** START **

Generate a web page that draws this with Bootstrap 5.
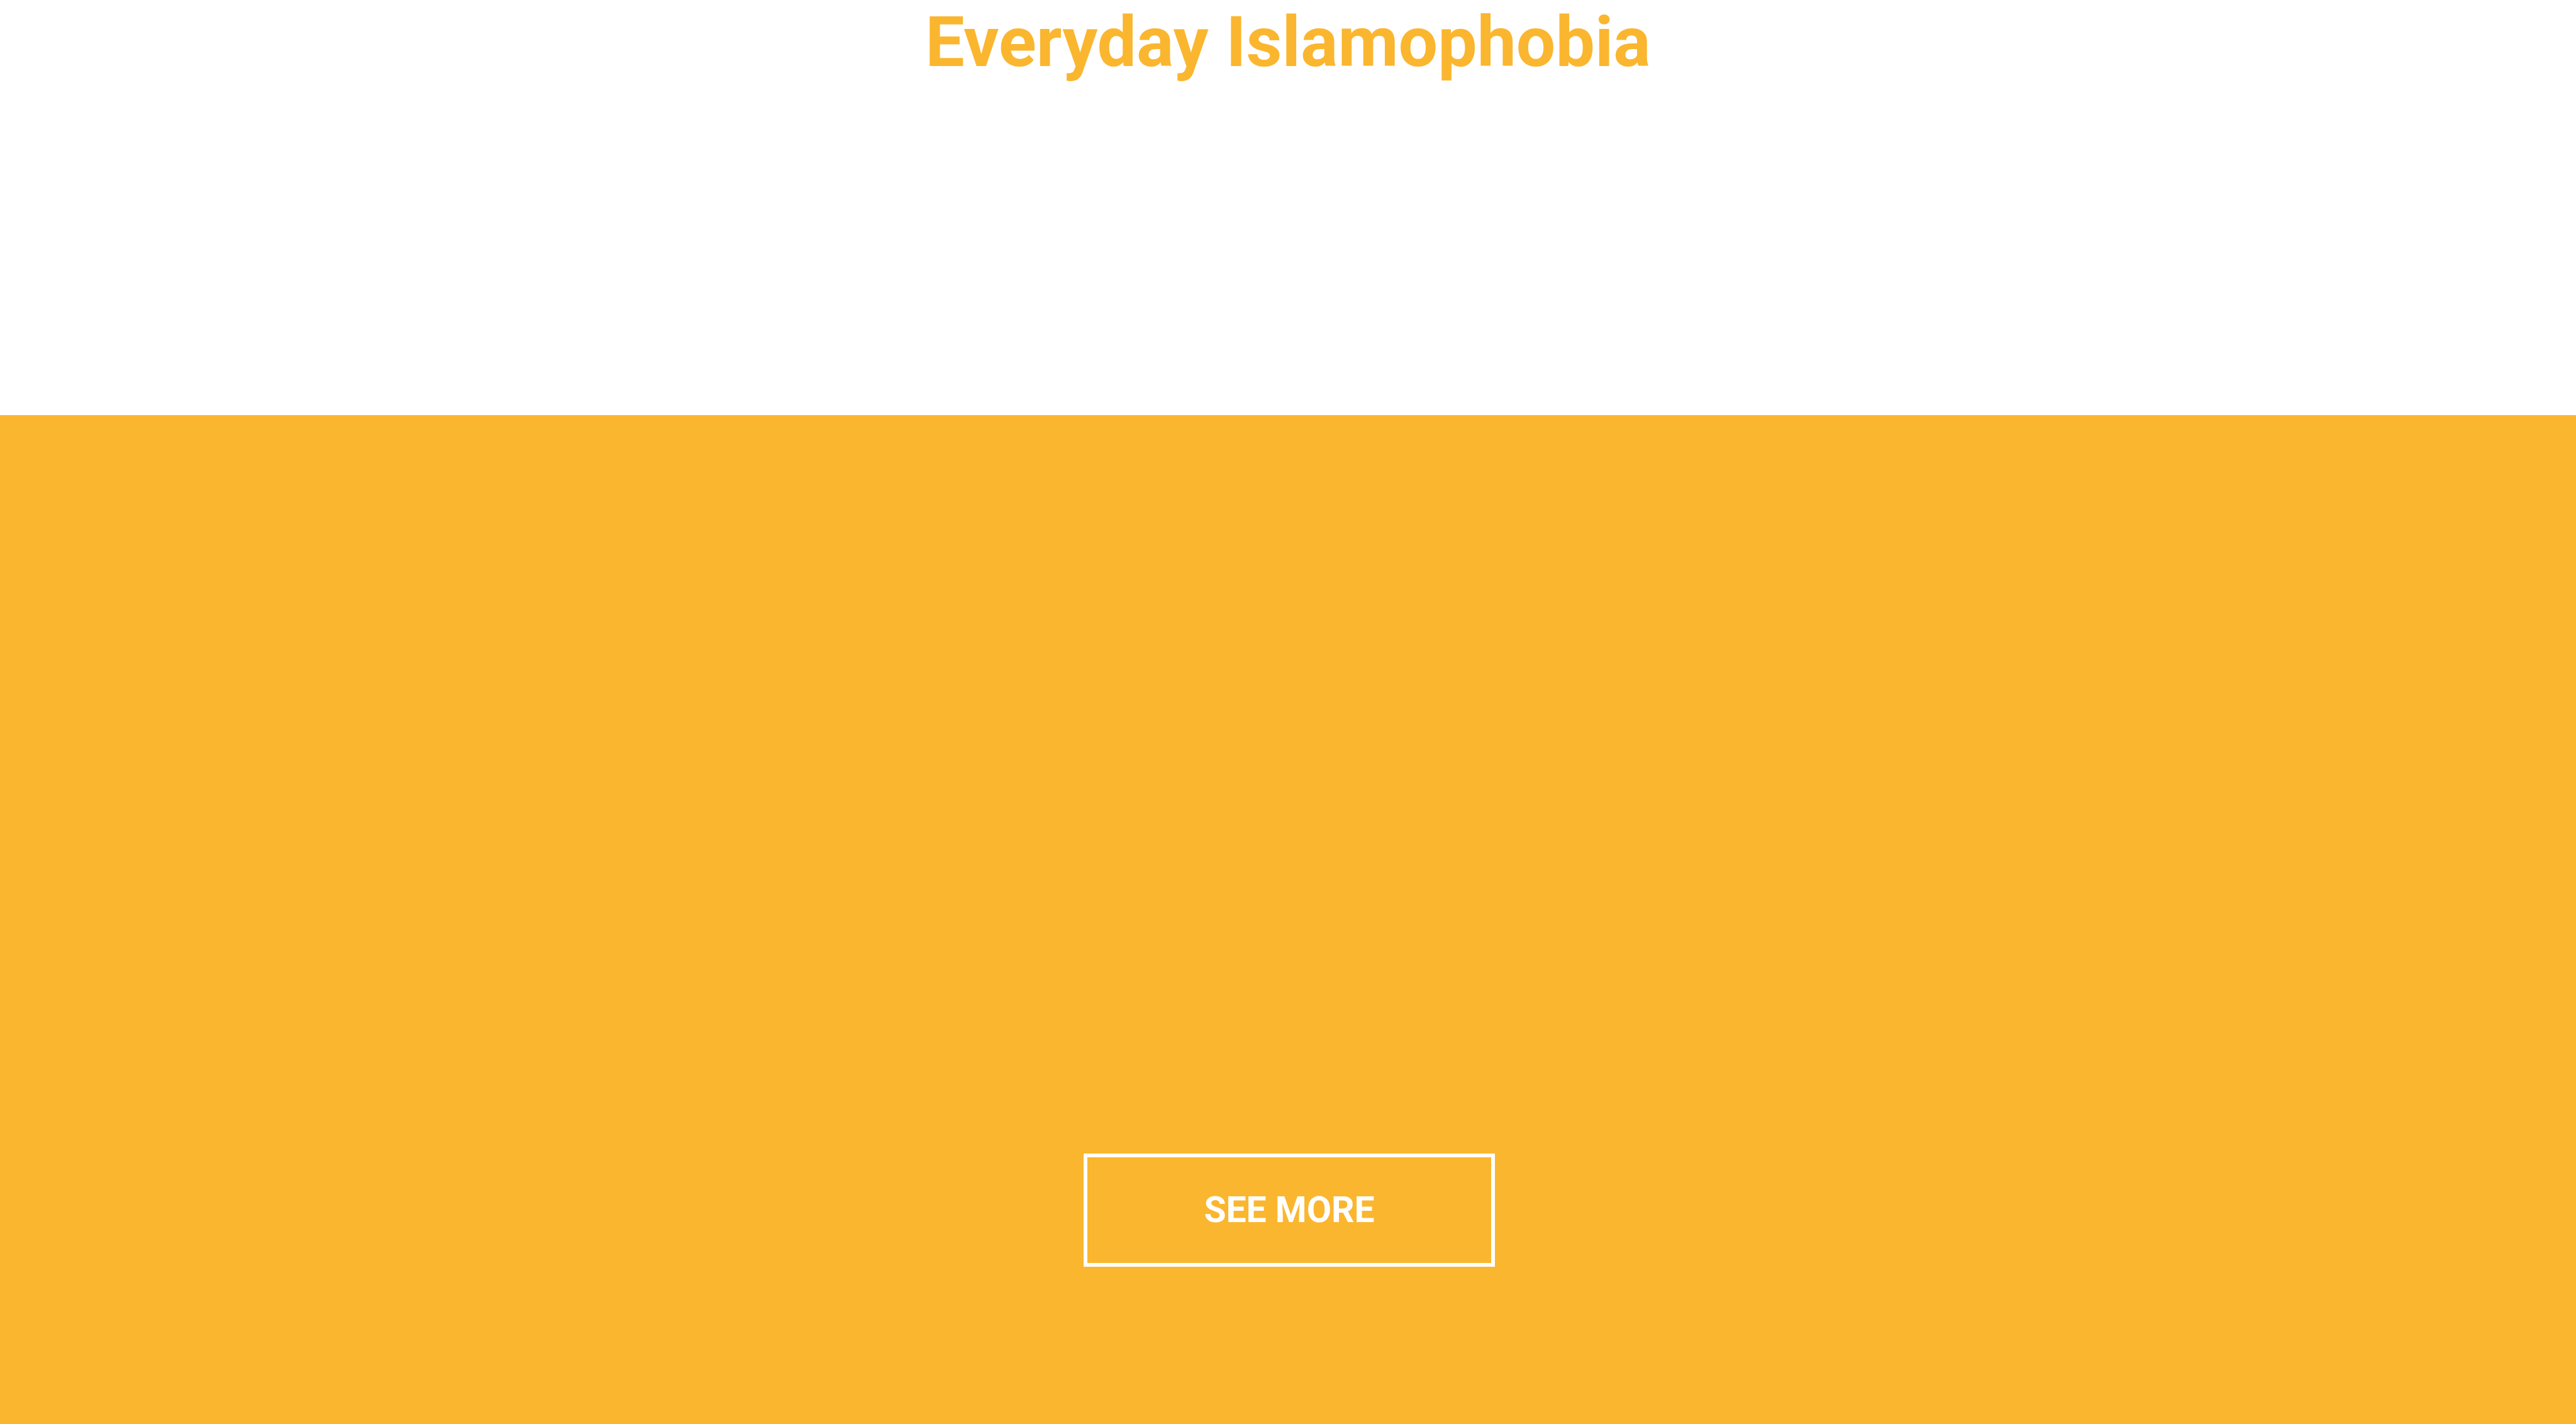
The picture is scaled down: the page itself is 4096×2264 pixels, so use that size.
<!DOCTYPE html>
<html lang="en">
<head>
<meta charset="utf-8">
<meta name="viewport" content="width=device-width, initial-scale=1">
<title>Everyday Islamophobia</title>
<link rel="stylesheet" href="https://cdn.jsdelivr.net/npm/bootstrap@5.3.0/dist/css/bootstrap.min.css">
<style>
:root { --brand: #fbb62f; }
body { font-family: Roboto, "Liberation Sans", sans-serif; }
.page-title { color: var(--brand); font-size: 111px; line-height: 134px; }
.page-head { padding-bottom: 526px; }
.brand-band { background-color: var(--brand); padding-bottom: 250px; }
.btn-more {
  --bs-btn-color: #fff;
  --bs-btn-border-color: #fff;
  --bs-btn-hover-color: var(--brand);
  --bs-btn-hover-bg: #fff;
  --bs-btn-hover-border-color: #fff;
  --bs-btn-border-width: 6px;
  --bs-btn-font-size: 57px;
  --bs-btn-line-height: 68px;
  --bs-btn-padding-x: 185px;
  --bs-btn-padding-y: 50px;
}
</style>
</head>
<body class="bg-white">
<div class="d-flex flex-column min-vh-100">
  <header class="page-head text-center">
    <h1 class="page-title fw-bold m-0">Everyday Islamophobia</h1>
  </header>
  <main class="brand-band flex-grow-1 d-flex align-items-end justify-content-center">
    <a href="#" class="btn btn-more rounded-0 fw-bold text-uppercase ms-1">See more</a>
  </main>
</div>
<script src="https://cdn.jsdelivr.net/npm/bootstrap@5.3.0/dist/js/bootstrap.bundle.min.js"></script>
</body>
</html>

** END **

## Given instruction
Omit every picture, then repeat the remaining data exactly as it appears above.

## In response
Generate a web page that draws this with Bootstrap 5.
The picture is scaled down: the page itself is 4096×2264 pixels, so use that size.
<!DOCTYPE html>
<html lang="en">
<head>
<meta charset="utf-8">
<meta name="viewport" content="width=device-width, initial-scale=1">
<title>Everyday Islamophobia</title>
<link rel="stylesheet" href="https://cdn.jsdelivr.net/npm/bootstrap@5.3.0/dist/css/bootstrap.min.css">
<style>
:root { --brand: #fbb62f; }
body { font-family: Roboto, "Liberation Sans", sans-serif; }
.page-title { color: var(--brand); font-size: 111px; line-height: 134px; }
.page-head { padding-bottom: 526px; }
.brand-band { background-color: var(--brand); padding-bottom: 250px; }
.btn-more {
  --bs-btn-color: #fff;
  --bs-btn-border-color: #fff;
  --bs-btn-hover-color: var(--brand);
  --bs-btn-hover-bg: #fff;
  --bs-btn-hover-border-color: #fff;
  --bs-btn-border-width: 6px;
  --bs-btn-font-size: 57px;
  --bs-btn-line-height: 68px;
  --bs-btn-padding-x: 185px;
  --bs-btn-padding-y: 50px;
}
</style>
</head>
<body class="bg-white">
<div class="d-flex flex-column min-vh-100">
  <header class="page-head text-center">
    <h1 class="page-title fw-bold m-0">Everyday Islamophobia</h1>
  </header>
  <main class="brand-band flex-grow-1 d-flex align-items-end justify-content-center">
    <a href="#" class="btn btn-more rounded-0 fw-bold text-uppercase ms-1">See more</a>
  </main>
</div>
<script src="https://cdn.jsdelivr.net/npm/bootstrap@5.3.0/dist/js/bootstrap.bundle.min.js"></script>
</body>
</html>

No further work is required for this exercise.